[To be done]: Return all the data below as it stands, minus the pictures.

[Dataset content]:
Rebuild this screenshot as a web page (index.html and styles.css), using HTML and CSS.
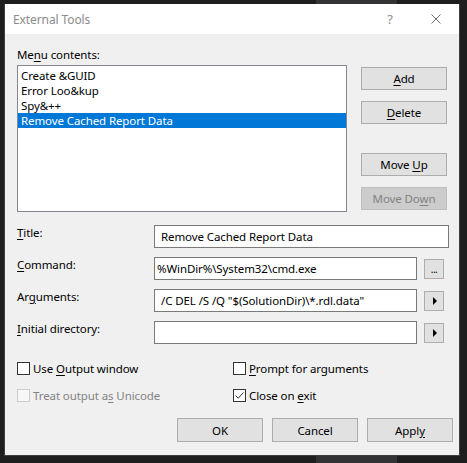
FILE: index.html
```html
<!DOCTYPE html>
<html>
<head>
<meta charset="utf-8">
<title>External Tools</title>
<link rel="stylesheet" href="styles.css">
</head>
<body>
<div class="window">
  <div class="titlebar">
    <div class="title">External Tools</div>
    <div class="cap-btn help">?</div>
    <div class="cap-btn close">
      <svg width="10" height="10" viewBox="0 0 10 10"><path d="M0.5 0.5 L9.5 9.5 M9.5 0.5 L0.5 9.5" stroke="#6f6f6f" stroke-width="1" fill="none"/></svg>
    </div>
  </div>
  <div class="content">
    <div class="top">
      <div class="list-col">
        <div class="label">Me<u>n</u>u contents:</div>
        <div class="listbox">
          <div class="item">Create &amp;GUID</div>
          <div class="item">Error Loo&amp;kup</div>
          <div class="item">Spy&amp;++</div>
          <div class="item selected">Remove Cached Report Data</div>
        </div>
      </div>
      <div class="btn-col">
        <div class="btn add"><span><u>A</u>dd</span></div>
        <div class="btn delete"><span><u>D</u>elete</span></div>
        <div class="btn moveup"><span>Move <u>U</u>p</span></div>
        <div class="btn movedown disabled"><span>Move Do<u>w</u>n</span></div>
      </div>
    </div>

    <div class="fields">
      <div class="flabel"><u>T</u>itle:</div>
      <div class="input wide pad6">Remove Cached Report Data</div>

      <div class="flabel"><u>C</u>ommand:</div>
      <div class="input">%WinDir%\System32\cmd.exe</div>
      <div class="small-btn dots">...</div>

      <div class="flabel">Ar<u>g</u>uments:</div>
      <div class="input pad6">/C DEL /S /Q "$(SolutionDir)\*.rdl.data"</div>
      <div class="small-btn"><span class="tri"></span></div>

      <div class="flabel"><u>I</u>nitial directory:</div>
      <div class="input"></div>
      <div class="small-btn"><span class="tri"></span></div>
    </div>

    <div class="checks">
      <div class="check"><span class="box"></span><span>Use <u>O</u>utput window</span></div>
      <div class="check"><span class="box"></span><span><u>P</u>rompt for arguments</span></div>
      <div class="check disabled"><span class="box"></span><span>Treat output a<u>s</u> Unicode</span></div>
      <div class="check"><span class="box checked"><svg width="11" height="11" viewBox="0 0 11 11"><path d="M1.5 5.5 L4.2 8.2 L9.5 2.5" stroke="#333" stroke-width="1" fill="none"/></svg></span><span>Close on <u>e</u>xit</span></div>
    </div>

    <div class="bottom">
      <div class="btn"><span>OK</span></div>
      <div class="btn"><span>Cancel</span></div>
      <div class="btn"><span>Appl<u>y</u></span></div>
    </div>
  </div>
</div>
</body>
</html>
```

FILE: styles.css
```css
* { box-sizing: border-box; }
html, body { margin: 0; padding: 0; }
body {
  width: 467px;
  height: 463px;
  overflow: hidden;
  background: linear-gradient(to right, #1e1e1e 316px, #333336 316px, #333336 397px, #1e1e1e 397px);
  font-family: "Noto Sans", "Segoe UI", sans-serif;
  font-size: 11.5px;
  letter-spacing: -0.1px;
  color: #000;
  padding: 4px 0 0 4px;
}
u { text-decoration: underline; text-underline-offset: 2px; text-decoration-thickness: 1px; }

.window {
  width: 456px;
  height: 452px;
  background: #f0f0f0;
  border: 1px solid #3f3f3f;
  border-top: none;
  display: flex;
  flex-direction: column;
}
.titlebar {
  height: 30px;
  background: #fff;
  display: flex;
  align-items: center;
  flex: none;
}
.title {
  flex: 1;
  padding-left: 8px;
  color: #8c8c8c;
  font-size: 12px;
}
.cap-btn {
  width: 46px;
  height: 30px;
  display: flex;
  align-items: center;
  justify-content: center;
  color: #8c8c8c;
}
.help { font-size: 13px; }

.content {
  padding: 13px 6px 0 12px;
}
.top { display: flex; }
.list-col { width: 330px; }
.label { line-height: 16px; height: 16px; }
.listbox {
  margin-top: 2px;
  height: 147px;
  background: #fff;
  border: 1px solid #828790;
  padding-top: 2px;
}
.item {
  height: 15px;
  line-height: 15px;
  padding-left: 3px;
  white-space: nowrap;
}
.item.selected { background: #0078d7; color: #fff; }

.btn-col { margin-left: 14px; width: 86px; }
.btn {
  width: 86px;
  height: 23px;
  background: #e1e1e1;
  border: 1px solid #adadad;
  display: flex;
  align-items: center;
  justify-content: center;
  white-space: nowrap;
}
.btn.disabled { background: #cccccc; border-color: #bfbfbf; color: #838383; }
.add { margin-top: 20px; }
.delete { margin-top: 11px; }
.moveup { margin-top: 29px; }
.movedown { margin-top: 11px; }

.fields {
  margin-top: 13px;
  display: grid;
  grid-template-columns: 130px 263px 20px;
  column-gap: 7px;
  grid-auto-rows: 23px;
  row-gap: 9px;
}
.flabel { grid-column: 1; line-height: 16px; white-space: nowrap; }
.input {
  grid-column: 2;
  background: #fff;
  border: 1px solid #7a7a7a;
  line-height: 21px;
  padding-left: 2px;
  white-space: nowrap;
  overflow: hidden;
}
.input.pad6 { padding-left: 6px; }
.input.wide { grid-column: 2 / 4; width: 295px; }
.small-btn {
  grid-column: 3;
  align-self: center;
  height: 20px;
  background: #e1e1e1;
  border: 1px solid #adadad;
  display: flex;
  align-items: center;
  justify-content: center;
}
.dots { font-size: 10px; line-height: 10px; align-items: flex-end; padding-bottom: 4px; letter-spacing: -0.5px; }
.tri {
  width: 0; height: 0;
  border-top: 4px solid transparent;
  border-bottom: 4px solid transparent;
  border-left: 4px solid #000;
  margin-left: 1px;
}

.checks {
  margin-top: 16px;
  display: grid;
  grid-template-columns: 216px 1fr;
  grid-auto-rows: 16px;
  row-gap: 11px;
}
.check { display: flex; align-items: center; white-space: nowrap; }
.box {
  width: 13px; height: 13px;
  border: 1px solid #333;
  background: #fff;
  margin-right: 3px;
  display: flex;
  align-items: center;
  justify-content: center;
  flex: none;
}
.check.disabled { color: #838383; }
.check.disabled .box { border-color: #cccccc; background: #f7f7f7; }

.bottom {
  margin-top: 15px;
  display: flex;
  justify-content: flex-end;
  gap: 9px;
}
.bottom .btn { height: 24px; }
```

[Exercise solution]:
Rebuild this screenshot as a web page (index.html and styles.css), using HTML and CSS.
FILE: index.html
```html
<!DOCTYPE html>
<html>
<head>
<meta charset="utf-8">
<title>External Tools</title>
<link rel="stylesheet" href="styles.css">
</head>
<body>
<div class="window">
  <div class="titlebar">
    <div class="title">External Tools</div>
    <div class="cap-btn help">?</div>
    <div class="cap-btn close">
      <svg width="10" height="10" viewBox="0 0 10 10"><path d="M0.5 0.5 L9.5 9.5 M9.5 0.5 L0.5 9.5" stroke="#6f6f6f" stroke-width="1" fill="none"/></svg>
    </div>
  </div>
  <div class="content">
    <div class="top">
      <div class="list-col">
        <div class="label">Me<u>n</u>u contents:</div>
        <div class="listbox">
          <div class="item">Create &amp;GUID</div>
          <div class="item">Error Loo&amp;kup</div>
          <div class="item">Spy&amp;++</div>
          <div class="item selected">Remove Cached Report Data</div>
        </div>
      </div>
      <div class="btn-col">
        <div class="btn add"><span><u>A</u>dd</span></div>
        <div class="btn delete"><span><u>D</u>elete</span></div>
        <div class="btn moveup"><span>Move <u>U</u>p</span></div>
        <div class="btn movedown disabled"><span>Move Do<u>w</u>n</span></div>
      </div>
    </div>

    <div class="fields">
      <div class="flabel"><u>T</u>itle:</div>
      <div class="input wide pad6">Remove Cached Report Data</div>

      <div class="flabel"><u>C</u>ommand:</div>
      <div class="input">%WinDir%\System32\cmd.exe</div>
      <div class="small-btn dots">...</div>

      <div class="flabel">Ar<u>g</u>uments:</div>
      <div class="input pad6">/C DEL /S /Q "$(SolutionDir)\*.rdl.data"</div>
      <div class="small-btn"><span class="tri"></span></div>

      <div class="flabel"><u>I</u>nitial directory:</div>
      <div class="input"></div>
      <div class="small-btn"><span class="tri"></span></div>
    </div>

    <div class="checks">
      <div class="check"><span class="box"></span><span>Use <u>O</u>utput window</span></div>
      <div class="check"><span class="box"></span><span><u>P</u>rompt for arguments</span></div>
      <div class="check disabled"><span class="box"></span><span>Treat output a<u>s</u> Unicode</span></div>
      <div class="check"><span class="box checked"><svg width="11" height="11" viewBox="0 0 11 11"><path d="M1.5 5.5 L4.2 8.2 L9.5 2.5" stroke="#333" stroke-width="1" fill="none"/></svg></span><span>Close on <u>e</u>xit</span></div>
    </div>

    <div class="bottom">
      <div class="btn"><span>OK</span></div>
      <div class="btn"><span>Cancel</span></div>
      <div class="btn"><span>Appl<u>y</u></span></div>
    </div>
  </div>
</div>
</body>
</html>
```

FILE: styles.css
```css
* { box-sizing: border-box; }
html, body { margin: 0; padding: 0; }
body {
  width: 467px;
  height: 463px;
  overflow: hidden;
  background: linear-gradient(to right, #1e1e1e 316px, #333336 316px, #333336 397px, #1e1e1e 397px);
  font-family: "Noto Sans", "Segoe UI", sans-serif;
  font-size: 11.5px;
  letter-spacing: -0.1px;
  color: #000;
  padding: 4px 0 0 4px;
}
u { text-decoration: underline; text-underline-offset: 2px; text-decoration-thickness: 1px; }

.window {
  width: 456px;
  height: 452px;
  background: #f0f0f0;
  border: 1px solid #3f3f3f;
  border-top: none;
  display: flex;
  flex-direction: column;
}
.titlebar {
  height: 30px;
  background: #fff;
  display: flex;
  align-items: center;
  flex: none;
}
.title {
  flex: 1;
  padding-left: 8px;
  color: #8c8c8c;
  font-size: 12px;
}
.cap-btn {
  width: 46px;
  height: 30px;
  display: flex;
  align-items: center;
  justify-content: center;
  color: #8c8c8c;
}
.help { font-size: 13px; }

.content {
  padding: 13px 6px 0 12px;
}
.top { display: flex; }
.list-col { width: 330px; }
.label { line-height: 16px; height: 16px; }
.listbox {
  margin-top: 2px;
  height: 147px;
  background: #fff;
  border: 1px solid #828790;
  padding-top: 2px;
}
.item {
  height: 15px;
  line-height: 15px;
  padding-left: 3px;
  white-space: nowrap;
}
.item.selected { background: #0078d7; color: #fff; }

.btn-col { margin-left: 14px; width: 86px; }
.btn {
  width: 86px;
  height: 23px;
  background: #e1e1e1;
  border: 1px solid #adadad;
  display: flex;
  align-items: center;
  justify-content: center;
  white-space: nowrap;
}
.btn.disabled { background: #cccccc; border-color: #bfbfbf; color: #838383; }
.add { margin-top: 20px; }
.delete { margin-top: 11px; }
.moveup { margin-top: 29px; }
.movedown { margin-top: 11px; }

.fields {
  margin-top: 13px;
  display: grid;
  grid-template-columns: 130px 263px 20px;
  column-gap: 7px;
  grid-auto-rows: 23px;
  row-gap: 9px;
}
.flabel { grid-column: 1; line-height: 16px; white-space: nowrap; }
.input {
  grid-column: 2;
  background: #fff;
  border: 1px solid #7a7a7a;
  line-height: 21px;
  padding-left: 2px;
  white-space: nowrap;
  overflow: hidden;
}
.input.pad6 { padding-left: 6px; }
.input.wide { grid-column: 2 / 4; width: 295px; }
.small-btn {
  grid-column: 3;
  align-self: center;
  height: 20px;
  background: #e1e1e1;
  border: 1px solid #adadad;
  display: flex;
  align-items: center;
  justify-content: center;
}
.dots { font-size: 10px; line-height: 10px; align-items: flex-end; padding-bottom: 4px; letter-spacing: -0.5px; }
.tri {
  width: 0; height: 0;
  border-top: 4px solid transparent;
  border-bottom: 4px solid transparent;
  border-left: 4px solid #000;
  margin-left: 1px;
}

.checks {
  margin-top: 16px;
  display: grid;
  grid-template-columns: 216px 1fr;
  grid-auto-rows: 16px;
  row-gap: 11px;
}
.check { display: flex; align-items: center; white-space: nowrap; }
.box {
  width: 13px; height: 13px;
  border: 1px solid #333;
  background: #fff;
  margin-right: 3px;
  display: flex;
  align-items: center;
  justify-content: center;
  flex: none;
}
.check.disabled { color: #838383; }
.check.disabled .box { border-color: #cccccc; background: #f7f7f7; }

.bottom {
  margin-top: 15px;
  display: flex;
  justify-content: flex-end;
  gap: 9px;
}
.bottom .btn { height: 24px; }
```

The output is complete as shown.